Signal Space or Signal Space Digital Art Gallery & Museum is a permanent gallery of digital art and immersive media in the centre of Prague, Czech Republic. It opened on 1 October 2025 in an old town 19th-century market hall. Opening of the gallery was part of the 2025 edition of the Signal Festival. The gallery was founded by Martin Pošta, a producer and curator who co-founded the annual Signal Festival.

== Background ==
Signal Festival is Prague's annual festival of light and digital art established in 2013. After it grew into an important cultural event in national context, its organisers created a permanent venue for digital art called Signal Space gallery, which opened on 1 October 2025 as part of the festival's programme.

== Venue ==
Signal Space is part of a former municipal market hall in central Prague, near the Můstek metro station. The cast-iron building, with an arched central nave and clerestory skylights, was adapted as a permanent venue for digital art installations. According to Fisheye Immersive, the main gallery comprises about 1,300 square metres of modular exhibition space. The venue includes a large-format 360-degree projection hall and several smaller rooms, and hosts a rotating showcase of Czech artists.

== Exhibitions ==

=== Echoes of Tomorrow (2025–2026) ===
The gallery's opening exhibition, Echoes of Tomorrow presented works by digital and media artists focused on technology, perception and the future. Featured works included Everything by the Istanbul studio Nohlab, intangible #form by Shohei Fujimoto, Fighters by Quayola and Max Cooper, a generative environment by Markos Kay, and the interactive Body Sketches / Scale Studies by Zach Lieberman. The gallery reported more than 70,000 visitors by March 2026, and the exhibition was extended in response to public demand.

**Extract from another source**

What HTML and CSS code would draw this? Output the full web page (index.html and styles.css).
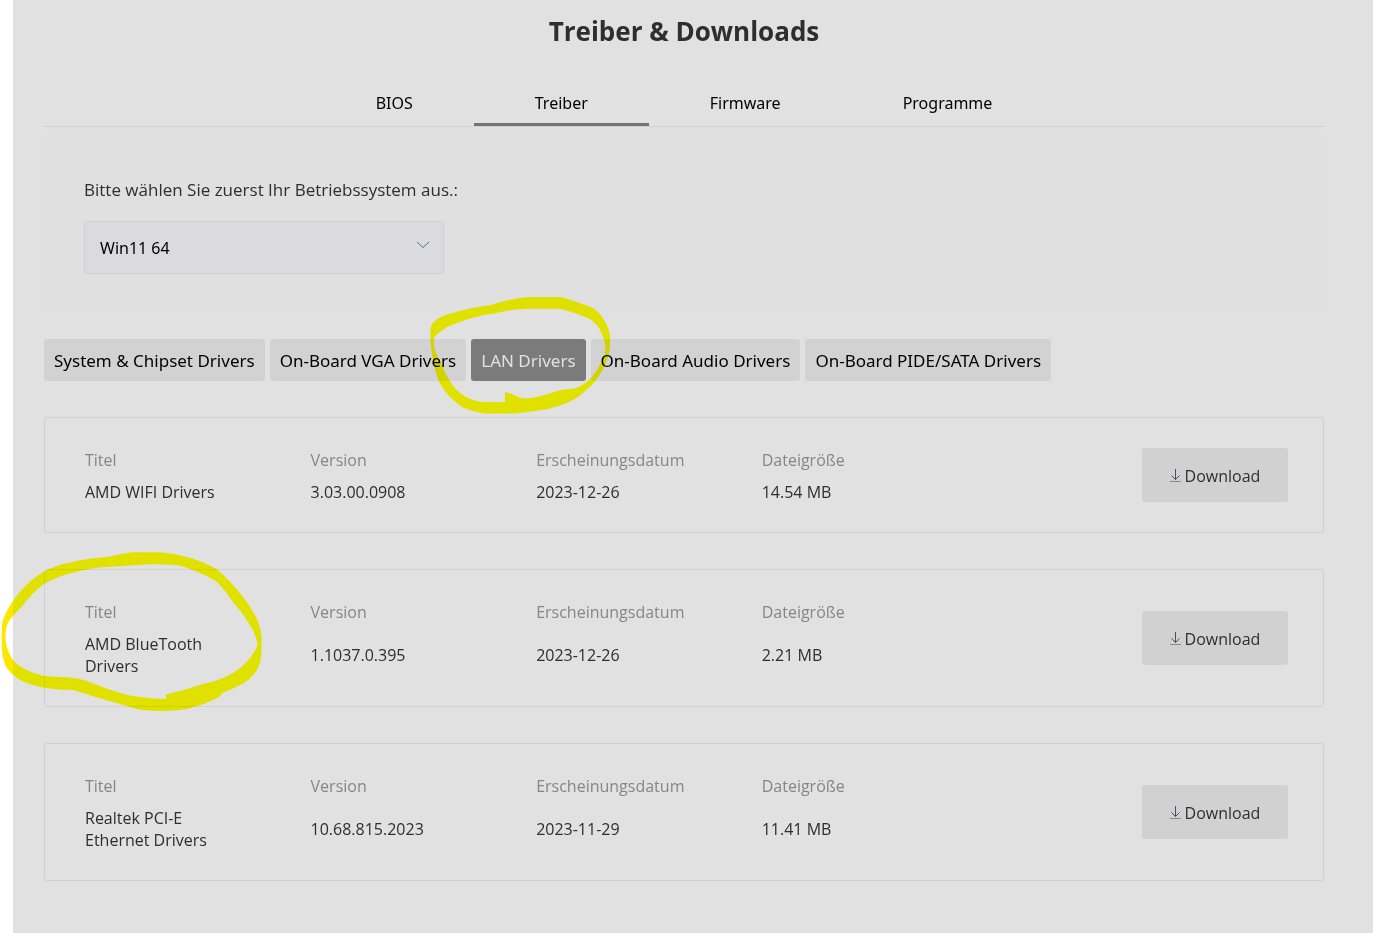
FILE: index.html
```html
<!DOCTYPE html>
<html lang="de">
	<head>
		<meta charset="UTF-8">
		<title>Treiber &amp; Downloads</title>
		<link rel="stylesheet" href="styles.css">
	</head>

	<body>
		<main class="page">
			<h1 class="title">Treiber &amp; Downloads</h1>

			<nav class="tabs">
				<a href="#bios">BIOS</a>
				<a href="#treiber" class="current">Treiber</a>
				<a href="#firmware">Firmware</a>
				<a href="#programme">Programme</a>
			</nav>

			<section class="os">
				<label for="os">Bitte wählen Sie zuerst Ihr Betriebssystem aus.:</label>
				<div class="select">
					<select id="os">
						<option>Win11 64</option>
					</select>
					<svg class="arrow" width="14" height="8" viewBox="0 0 14 8"><path d="M1 1l6 5.500 6-5.500" fill="none" stroke="#4f7090" stroke-width="1"/></svg>
				</div>
			</section>

			<div class="filter">
				<button type="button">System &amp; Chipset Drivers</button>
				<button type="button">On-Board VGA Drivers</button>
				<div class="marked">
					<button type="button" class="current">LAN Drivers</button>
					<svg class="ink ink-filter" width="192" height="126" viewBox="424 292 192 126">
						<path fill-rule="evenodd" d="M527 297H557Q562 297 567 299L590 307Q599 312 603 320Q608 328 609 336V345Q609 353 605 362Q602 371 595 380Q590 387 583 392Q577 398 570 401Q559 406 547 409Q530 412 513 413.500H483Q472 412 463 408Q456 404 450 398Q443 391 438 382Q435 374 433 365Q430 352 429.500 340V328Q431 322 438 318Q446 314 455 312Q472 307 490 305Q508 299 527 297Z
						M527 308.700H557Q562 309 567 311Q577 314 587 318Q594 322 598 328Q603 337 604.500 347Q605 353 602 359Q597 370 590 378Q582 386 572 389Q565 389 560 390L540 396Q532 398 524 398.500Q519 398 515 396Q509 393 504 392V402H480Q472 401 465 397Q458 393 453 387Q445 376 440 363Q435 354 433 347V338Q436 333 442 330Q447 326 453 324Q468 318 483 315Q492 314 500 312Q513 309 527 308.700Z"/>
					</svg>
				</div>
				<button type="button">On-Board Audio Drivers</button>
				<button type="button">On-Board PIDE/SATA Drivers</button>
			</div>

			<div class="list">
				<article class="card">
					<dl>
						<div><dt>Titel</dt><dd>AMD WIFI Drivers</dd></div>
						<div><dt>Version</dt><dd>3.03.00.0908</dd></div>
						<div><dt>Erscheinungsdatum</dt><dd>2023-12-26</dd></div>
						<div><dt>Dateigröße</dt><dd>14.54 MB</dd></div>
					</dl>
					<a class="download" href="#wifi"><svg width="11" height="13" viewBox="0 0 11 13"><path d="M5.500 0v10.500M1.500 6.500l4 4 4-4" fill="none" stroke="#554a58"/><path d="M0 12.500h11" stroke="#8c8c8c"/></svg>Download</a>
				</article>

				<article class="card">
					<dl>
						<div><dt>Titel</dt><dd>AMD BlueTooth Drivers</dd></div>
						<div><dt>Version</dt><dd>1.1037.0.395</dd></div>
						<div><dt>Erscheinungsdatum</dt><dd>2023-12-26</dd></div>
						<div><dt>Dateigröße</dt><dd>2.21 MB</dd></div>
					</dl>
					<a class="download" href="#bluetooth"><svg width="11" height="13" viewBox="0 0 11 13"><path d="M5.500 0v10.500M1.500 6.500l4 4 4-4" fill="none" stroke="#554a58"/><path d="M0 12.500h11" stroke="#8c8c8c"/></svg>Download</a>
					<svg class="ink ink-card" width="264" height="163" viewBox="0 550 264 163">
						<path fill-rule="evenodd" d="M132 552.300H160Q173 553 185 556.500Q203 561 218 570Q230 581 240 593Q250 605 257 619Q261 628 261.500 637V652Q261 662 257 670Q251 679 242 684Q233 689 223 692.500Q220 697 213 700Q200 706 187 709Q175 711 163 711Q153 711 143 710Q135 709 127 706L97 697.500Q84 693 73 690Q58 690 43 687.500Q30 685 20 680Q10 674 5 665Q2 656 1.700 647V627Q2 621 5 615Q11 602 20 592Q30 580 43 572Q56 565 70 562.500Q88 558 107 557Q120 554 132 552.300Z
						M147 564.300Q162 564 177 565Q186 567 193 570Q206 575 217 582Q226 591 233 602Q243 613 250 625Q256 634 257.700 645Q255 652 250 658Q243 667 233 673Q219 681 203 684Q185 690 166 694.500V699Q152 699 140 697Q128 696 117 692Q101 687 87 681Q79 678 70 677.500Q56 677 43 675.700Q34 674 27 670Q19 667 13 660Q7 651 5.500 640V633Q6 625 10 619.500Q15 613 21.500 607Q31 594 43 584.500Q56 577 70 573.500Q88 568 107 567Q127 566 147 564.300Z"/>
					</svg>
				</article>

				<article class="card">
					<dl>
						<div><dt>Titel</dt><dd>Realtek PCI-E Ethernet Drivers</dd></div>
						<div><dt>Version</dt><dd>10.68.815.2023</dd></div>
						<div><dt>Erscheinungsdatum</dt><dd>2023-11-29</dd></div>
						<div><dt>Dateigröße</dt><dd>11.41 MB</dd></div>
					</dl>
					<a class="download" href="#ethernet"><svg width="11" height="13" viewBox="0 0 11 13"><path d="M5.500 0v10.500M1.500 6.500l4 4 4-4" fill="none" stroke="#554a58"/><path d="M0 12.500h11" stroke="#8c8c8c"/></svg>Download</a>
				</article>
			</div>
		</main>
	</body>
</html>
```
FILE: styles.css
```css
*{
	margin: 0;
	padding: 0;
	box-sizing: border-box;
}

html{
	background: #ffffff;
}

body{
	font: 16px/22px "Open Sans", "Noto Sans", sans-serif;
	color: #2e2e2e;
}

a{
	color: inherit;
	text-decoration: none;
}

.page{
	min-height: 100vh;
	margin-left: 13px;
	padding: 12px 49px 52px 31px;
	background: #e1e1e1;
}

.title{
	font-size: 26px;
	line-height: 38px;
	font-weight: 700;
	text-align: center;
}

/* tabs */
.tabs{
	display: flex;
	justify-content: center;
	margin-top: 30px;
	border-bottom: 1px solid #cfcfcf;
	font-family: "Noto Sans", sans-serif;
	color: #000000;
}

.tabs a{
	padding: 12px 61px 9px;
	border-bottom: 3px solid transparent;
}

.tabs a.current{
	border-bottom-color: #747474;
}

/* operating system */
.os{
	margin-top: 5px;
	padding: 46px 40px 37px;
	background: #e0e0e0;
}

.os label{
	display: block;
	font-size: 17px;
	line-height: 24px;
}

.select{
	position: relative;
	width: 360px;
	margin-top: 19px;
}

.select select{
	display: block;
	width: 100%;
	height: 53px;
	padding: 0 15px;
	appearance: none;
	border: 1px solid #cfcfd1;
	border-radius: 3px;
	background: #dadadf;
	font: 16px "Noto Sans", sans-serif;
	color: #000000;
}

.arrow{
	position: absolute;
	right: 14px;
	top: 20px;
	pointer-events: none;
}

/* driver groups */
.filter{
	display: flex;
	gap: 5px;
	margin-top: 28px;
}

.filter button{
	height: 42px;
	padding: 0 10px;
	border: 0;
	border-radius: 3px;
	background: #d2d2d2;
	font: 17px "Noto Sans", sans-serif;
	color: #000000;
	white-space: nowrap;
}

.filter button.current{
	background: #7b7b7b;
	color: #e1e1e1;
}

.marked{
	position: relative;
}

/* highlighter */
.ink{
	position: absolute;
	fill: #ffe600;
	mix-blend-mode: darken;
	pointer-events: none;
}

.ink-filter{
	left: -46px;
	top: -47px;
}

.ink-card{
	left: -45px;
	top: -20px;
}

/* driver list */
.list{
	display: grid;
	gap: 36px;
	margin-top: 36px;
}

.card{
	position: relative;
	display: flex;
	align-items: center;
	justify-content: space-between;
	padding: 29px 35px 29px 40px;
	border: 1px solid #d0d0d0;
	border-radius: 3px;
}

.card dl{
	display: flex;
	width: 75%;
	padding-top: 2px;
}

.card dl div{
	display: flex;
	flex-direction: column;
	width: 25%;
	padding-right: 80px;
}

.card dt{
	margin-bottom: 10px;
	color: #868686;
}

.card dd{
	display: flex;
	flex: 1;
	align-items: center;
}

.download{
	display: flex;
	align-items: center;
	justify-content: center;
	gap: 4px;
	width: 146px;
	height: 54px;
	padding-top: 2px;
	border-radius: 3px;
	background: #d1d1d1;
}

.download svg{
	margin-bottom: 2px;
}
```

== Reception and awards ==
In February 2026, Signal Space won in the Arts & Experience category at the InAVation Awards, an international honour in audiovisual and immersive technology, where it was recognised alongside projects including teamLab Phenomena Abu Dhabi. Prague's Councillor for Culture, Tomáš Slabihoudek, described the win as a success for the city's cultural scene.

== Organisation ==
Signal Space is part of the Prague-based organisation Signal, which also runs Signal Festival and the production studio Signal Creative. It was founded by Czech entrepreneur Martin Pošta.